PERKAWINAN DAN
PERCERAIAN
MENURUT UNDANG-UNDANG PERKAWINAN
DAN
PENGANGKATAN ANAK DI PENGADILAN AGAMA
Oleh :
Drs. H. Sudono,
M.H.
Hakim Madya Utama Pengadilan Agama Blitar
Pendahuluan
Melaksanakan perkawinan merupakan hak azasi setiap warga negara,
penegasan tersebut termuat dalam pasal 28 B ayat (1) Undang-Undang Dasar 1945
hasil perubahan kedua. Dalam pasal tersebut dinyatakan : (1) Setiap orang
berhak membentuk keluarga dan melanjutkan keturunan melalui perkawinan yang
sah.
Meskipun perkawinan merupakan hak azasi, bukan berarti bahwa setiap warga negara secara bebas dapat
melaksanakan perkawinan , akan tetapi harus mengikuti peraturan perundangan yang berlaku, yang
menurut pasal 2 ayar (1) dan ayat
( 2 ) Undang-Undang Nomor 1 Tahun 1974 tentang perkawinan ; bahwa perkawinan adalah sah apabila
dilakukan menurut hukum masing-masing agamanya dan kepercayaannya itu . Ayat ( 2 ) bahwa tiap-tiap perkawinan dicatat menurut
peraturan perundang-undangan yang berlaku yang dibuktikan dengan Akta Nikah ,
Jo. Pasal 5, dan 6 Kompilasi Hukum Islam.
1.
PERKAWINAN HARUS
MELALUI INSTITUSI NEGARA
Di Indonesia sudah cukup lengkap
untuk mengatur masalah perkawinan , pemeluk agama apapun harus tunduk dan patuh
ada hukum perkawinan di Indonesia karena
kita hidup di Indonesia maka kita harus tunduk
sepenuhnya , terutama pelaksanaan perkawinan harus melibatkan institusi negara,
bagi umat Islam melalui Kantor Urusan Agama (KUA) dan bagi non Islam melalui Kantor Catatan Sipil.
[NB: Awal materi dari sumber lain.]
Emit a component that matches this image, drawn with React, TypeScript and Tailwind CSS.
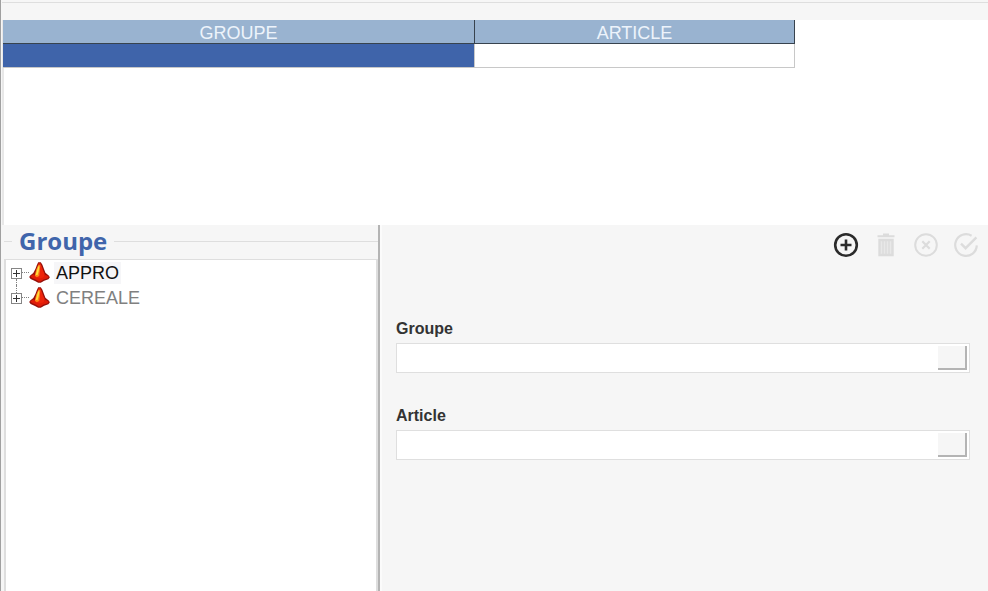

Perkawinan ialah ikatan lahir bathin
antara seorang pria dengan seorang wanita sebagai suami istri dengan tujuan membentuk
keluarga ( rumah tangga ) yang bahagia dan
kekal berdasarkan Ketuhanan Yang Maha Esa.
Lebih tegas lagi dinyatakan bahwa perkawinan menurut hukum Islam adalah
pernikahan , yaitu akad yang sangat kuat atau miitsaaqon gholidhan untuk
mentaati perintah Allah dan melaksakannya merupakan ibadah
dengan tujuan untuk mewujudkan kehidupan rumah tangga yang sakinah, mawaddah , dan rahmah. Untuk mencapai
sah dan tujuan perkawinan tersebut harus
seagama , yaitu seorang pria yang beragama Islam menikahi seorang wanita yang
beragama Islam dan kalau terjadi saat akan dilaksanakan perkawinan masih beda
agama maka perkawinanya tidak sah. Undang-undang menghendaki pencatatan
perkawinan karenanya secara hukum ketentuan tersebut berlaku mengikat bagi umat
Islam yang akan melangsungkan perkawinan harus dicatat di KUA dan selain Islam yang akan melangsungkan
perkawinan harus dicatatkan di Kantor Catatan Sipil.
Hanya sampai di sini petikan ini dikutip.